Much beer was consumed.

Our first great thrill was stumbling into Dusseldorf on “Sticke” day, when the brewpub Zum Uerige rolls out a special, beefier version of its elegant everyday ale. Sticke happens only at random intervals, and we felt fortunate to experience such goodness accidentally, in the primeval absence of social media to guide the proceedings.

These days, everyone would know; serendipity has been outlawed, and that’s too bad.

The next morning, we set out for Belgium, allowing for a few hours of fast-paced Kölsch consumption in Cologne. A change of trains was necessary at Liege, and so we made for the station buffet to have an inaugural beer. There were 35 choices on the menu, which by Belgian standards were rather elemental, albeit ones that spanned the gamut of the brewer’s art.

At the time, I wrote:

“In America, you also have a choice: Bud or Bud Light. That is, if you can find a train station.”

Namur, located in the Meuse river valley in southeastern Belgium, was the ultimate target. It is a clean and scenic city with an old citadel perched on a hill, and our first move after settling into our lodgings was to consult Tim Webb’s seminal “Good Beer Guide to Belgium and Holland” (nowadays, just Belgium) for the address of L’Eblouissant (The Dazzling), a beer café featured in the Namur section, and highly praised by the author.
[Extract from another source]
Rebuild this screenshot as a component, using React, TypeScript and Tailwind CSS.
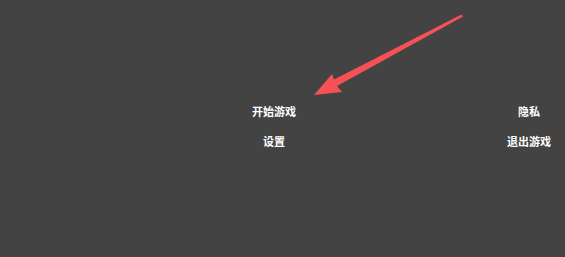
const MenuItem = ({ label }: { label: string }) => (
  <button className="h-[30px] w-[80px] text-center text-[11px] font-bold leading-[30px] text-white">
    {label}
  </button>
)

const App = () => {
  return (
    <div
      className="relative h-[257px] w-[565px] overflow-hidden bg-[#434343]"
      style={{ fontFamily: '"Noto Sans CJK SC", "Noto Sans", sans-serif' }}
    >
      <div className="flex gap-[175px] pl-[234px] pt-[96px]">
        <div className="flex flex-col">
          <MenuItem label="开始游戏" />
          <MenuItem label="设置" />
        </div>
        <div className="flex flex-col">
          <MenuItem label="隐私" />
          <MenuItem label="退出游戏" />
        </div>
      </div>

      {/* annotation arrow */}
      <svg className="pointer-events-none absolute left-0 top-0" width="565" height="257" viewBox="0 0 565 257">
        <polygon points="461.5,14.5 463,16.5 337,86 342,92 314,95 332,74 334,79.5" fill="#f65256" />
      </svg>
    </div>
  )
}

export default App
It was the reason we chose Namur to visit.

Equipped with a sketchy city map and directional gestures from the desk clerk, we began walking. Upon arrival, it became evident that although a drinking establishment was doing business there, it was not The Dazzling. Because the friendly bartender was kind enough to explain the situation and to give us directions to the café’s new location across town, we had a round of Duvels prior to resuming the hike.

Even then, we almost missed The Dazzling. There was no sign apart from a backlit Murphy’s Stout oval, adorning an accurate facsimile of an Irish pub front. We stepped inside, only to find the pub officially closed to make room for two dozen Namur locals gathered to celebrate their recent return from a tour of Sri Lanka.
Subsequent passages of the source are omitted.